Having found that the parties in the 2 suits are not the same and that none of the plaintiffs in this suit is claiming or litigation under the titles of the African Airlines and having found that HCCC 1361 of 1999 is still pending and there is no “former suit”, I think that it would be unnecessary and waste of judicial time for me to delve into the question – whether there are similar issues for purposes of section 7. I would say the same for ground 3 and it is rendered irrelevant for the reasons that HCCC 1361 of 1999 is till pending and Justice Hewett’s ruling is not a final decision on any issue. I have strained myself from discussing the said ruling as the suit is under appeal in Court of Appeal. In the case of Rashi Allarakha Janmohamed & Co vs Jethalal Vallabhdas & Co(1956) EACA 255 Bacon JA said at P259:-

“Finally, there is the second limb of the question which we have to decide, namely, whether the issue raised in the second plaint was “heard and finally decided” at the first trial. By virtue of section 6 that issue must have been so decided, it matters not whether it was properly raised by the first plaint, if both parties chose to contest it at the trial…….”

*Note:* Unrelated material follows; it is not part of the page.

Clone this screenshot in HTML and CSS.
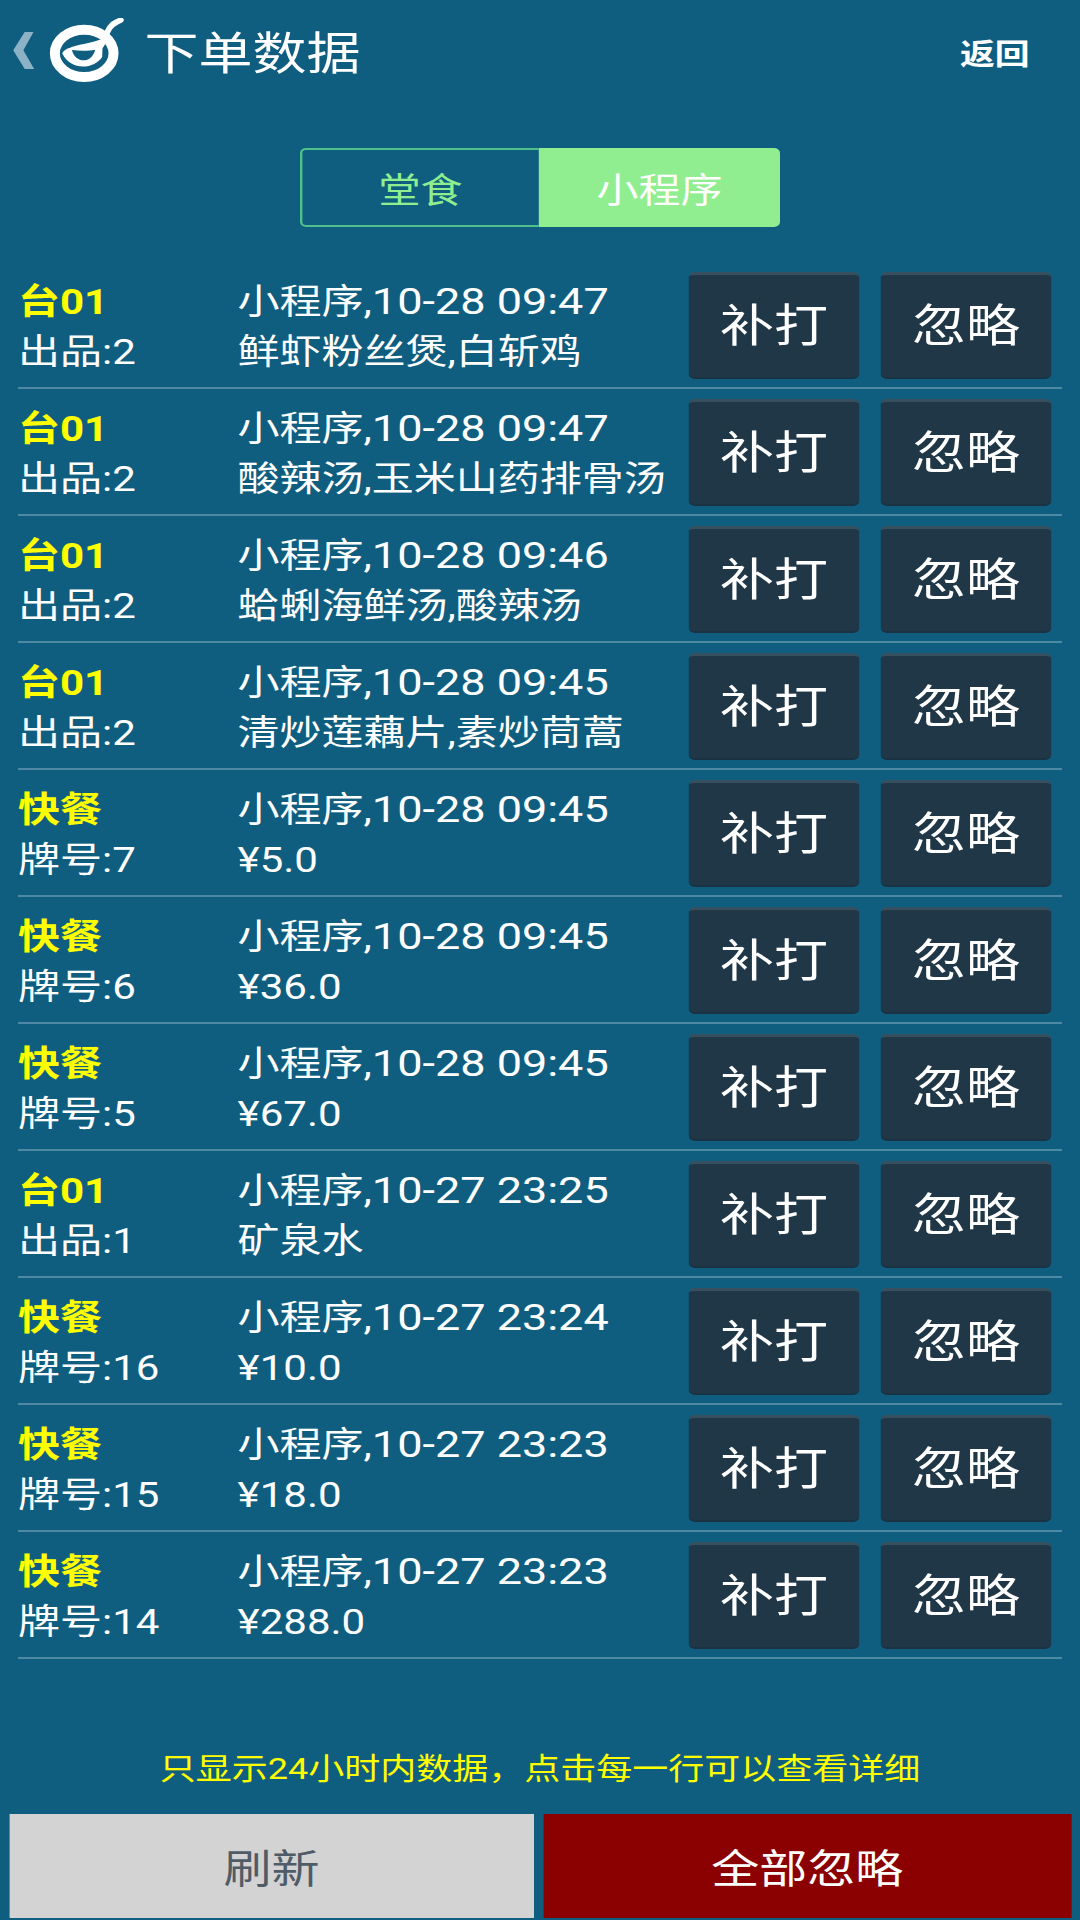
FILE: index.html
```html
<!DOCTYPE html>
<html lang="zh-CN">
<head>
<meta charset="utf-8">
<title>下单数据</title>
<link rel="stylesheet" href="styles.css">
</head>
<body>
<div class="app">
  <header class="header">
    <svg class="chevron" viewBox="38 68 62 110" preserveAspectRatio="none"><polygon points="98,68 72,68 38,122 72,178 100,178 68,122"/></svg>
    <svg class="logo" viewBox="0 0 75 64" preserveAspectRatio="none">
      <g transform="translate(-49,-8) scale(.3333)">
        <ellipse cx="252" cy="130" rx="88" ry="71" fill="none" stroke="#fff" stroke-width="30"/>
        <path fill="#fff" d="M186 130C198 106 260 104 308 86L306 140C285 176 212 186 186 130Z"/>
        <path fill="#0f5e80" d="M215 120C240 123 265 123 285 119C280 140 265 151 250 151C235 151 220 140 215 120Z"/>
        <path fill="none" stroke="#fff" stroke-width="17" stroke-linecap="round" d="M298 112C322 88 315 50 350 36L362 30"/>
      </g>
    </svg>
    <h1 class="title">下单数据</h1>
    <span class="back">返回</span>
  </header>
  <nav class="tabs">
    <div class="tab">堂食</div>
    <div class="tab active">小程序</div>
  </nav>
  <ul class="list">
    <li class="row"><div class="who"><b>台01</b><span>出品:2</span></div><div class="info"><span>小程序,<span class="stamp">10-28 09:47</span></span><span>鲜虾粉丝煲,白斩鸡</span></div><button class="btn">补打</button><button class="btn">忽略</button></li>
    <li class="row"><div class="who"><b>台01</b><span>出品:2</span></div><div class="info"><span>小程序,<span class="stamp">10-28 09:47</span></span><span>酸辣汤,玉米山药排骨汤</span></div><button class="btn">补打</button><button class="btn">忽略</button></li>
    <li class="row"><div class="who"><b>台01</b><span>出品:2</span></div><div class="info"><span>小程序,<span class="stamp">10-28 09:46</span></span><span>蛤蜊海鲜汤,酸辣汤</span></div><button class="btn">补打</button><button class="btn">忽略</button></li>
    <li class="row"><div class="who"><b>台01</b><span>出品:2</span></div><div class="info"><span>小程序,<span class="stamp">10-28 09:45</span></span><span>清炒莲藕片,素炒茼蒿</span></div><button class="btn">补打</button><button class="btn">忽略</button></li>
    <li class="row"><div class="who"><b>快餐</b><span>牌号:7</span></div><div class="info"><span>小程序,<span class="stamp">10-28 09:45</span></span><span>¥5.0</span></div><button class="btn">补打</button><button class="btn">忽略</button></li>
    <li class="row"><div class="who"><b>快餐</b><span>牌号:6</span></div><div class="info"><span>小程序,<span class="stamp">10-28 09:45</span></span><span>¥36.0</span></div><button class="btn">补打</button><button class="btn">忽略</button></li>
    <li class="row"><div class="who"><b>快餐</b><span>牌号:5</span></div><div class="info"><span>小程序,<span class="stamp">10-28 09:45</span></span><span>¥67.0</span></div><button class="btn">补打</button><button class="btn">忽略</button></li>
    <li class="row"><div class="who"><b>台01</b><span>出品:1</span></div><div class="info"><span>小程序,<span class="stamp">10-27 23:25</span></span><span>矿泉水</span></div><button class="btn">补打</button><button class="btn">忽略</button></li>
    <li class="row"><div class="who"><b>快餐</b><span>牌号:16</span></div><div class="info"><span>小程序,<span class="stamp">10-27 23:24</span></span><span>¥10.0</span></div><button class="btn">补打</button><button class="btn">忽略</button></li>
    <li class="row"><div class="who"><b>快餐</b><span>牌号:15</span></div><div class="info"><span>小程序,<span class="stamp">10-27 23:23</span></span><span>¥18.0</span></div><button class="btn">补打</button><button class="btn">忽略</button></li>
    <li class="row"><div class="who"><b>快餐</b><span>牌号:14</span></div><div class="info"><span>小程序,<span class="stamp">10-27 23:23</span></span><span>¥288.0</span></div><button class="btn">补打</button><button class="btn">忽略</button></li>
  </ul>
  <p class="hint">只显示24小时内数据，点击每一行可以查看详细</p>
  <footer class="actions">
    <button class="action refresh">刷新</button>
    <button class="action ignore-all">全部忽略</button>
  </footer>
</div>
</body>
</html>
```
FILE: styles.css
```css
* { box-sizing: border-box; }
html, body { margin: 0; padding: 0; width: 1080px; height: 1920px; overflow: hidden; background: #0f5e80; }
body { font-family: Roboto, "Noto Sans CJK SC", sans-serif; color: #fff; }

/* The reference is a horizontally stretched capture: lay out at 900 wide and widen by 1.2 */
.app {
  width: 900px;
  height: 1920px;
  display: flex;
  flex-direction: column;
  transform: scaleX(1.2);
  transform-origin: 0 0;
}

.header { height: 100px; display: flex; align-items: center; padding: 0 42px 0 11px; flex: none; }
.chevron { width: 17.5px; height: 37px; fill: #8db2c6; flex: none; }
.logo { width: 62.5px; height: 64px; margin-left: 12.5px; flex: none; }
.title { margin: 10px 0 0 17px; font-size: 45px; line-height: 60px; font-weight: 400; }
.back { margin: 4px 0 0 auto; font-size: 29px; font-weight: 700; }

.tabs { display: flex; width: 400px; height: 79px; margin: 48px 0 0 250px; flex: none; }
.tab {
  width: 199px;
  display: flex;
  align-items: center;
  justify-content: center;
  font-size: 35px;
  color: #90ee90;
  border: 2px solid #4fc08c;
  border-right: none;
  border-radius: 5px 0 0 5px;
}
.tab.active { width: 201px; background: #90ee90; color: #fff; border: none; border-radius: 0 5px 5px 0; }

.list { list-style: none; margin: 35px 15px 0; padding: 0; flex: none; }
.row {
  height: 127px;
  display: flex;
  align-items: flex-start;
  padding: 10px 9px 0 0;
  border-bottom: 2px solid #4f88a2;
}
.who, .info { display: flex; flex-direction: column; font-size: 35px; line-height: 50px; padding-top: 6px; white-space: nowrap; }
.who { width: 183px; flex: none; }
.who b { color: #ff0; font-weight: 700; }
.info { flex: 1; min-width: 0; }
.stamp { font-size: 37.5px; line-height: 1; }
.btn {
  width: 142px;
  height: 107px;
  margin-left: 18px;
  flex: none;
  font: 400 45px/1 Roboto, "Noto Sans CJK SC", sans-serif;
  color: #fff;
  background: #203747;
  border: none;
  border-top: 3px solid #37505f;
  border-bottom: 2px solid #1a3242;
  border-radius: 5px;
  padding: 0;
}
.info + .btn { margin-left: 0; }

.hint { margin: auto 0 25px; padding: 0; text-align: center; font-size: 30px; line-height: 40px; color: #ff0; flex: none; }

.actions { display: flex; gap: 8px; height: 104px; margin-bottom: 2px; padding: 0 7.5px; flex: none; }
.action { border: none; padding: 0; font: 400 40px Roboto, "Noto Sans CJK SC", sans-serif; }
.refresh { width: 437.5px; flex: none; background: #d3d3d3; color: #4f5b66; }
.ignore-all { flex: 1; background: #8b0000; color: #fff; }
```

This reinforces my view that HCCC No 1361 has not been heard and finally decided that therefore the principle of res judicatadoes not apply.

I have looked at the plaint herein and the defence and I am of the view that on the face of them the pleadings raise serious questions which ought to be heard and decided on merits. In view of my finding above, I hold that the suit herein is not vexatious, misconceived or a gross abuse of the process of the court.

It follows that the defendant’s application must be dismissed which I hereby do with costs to the plaintiffs.

Dated and Delivered at Nairobi this 17th day of February 2004.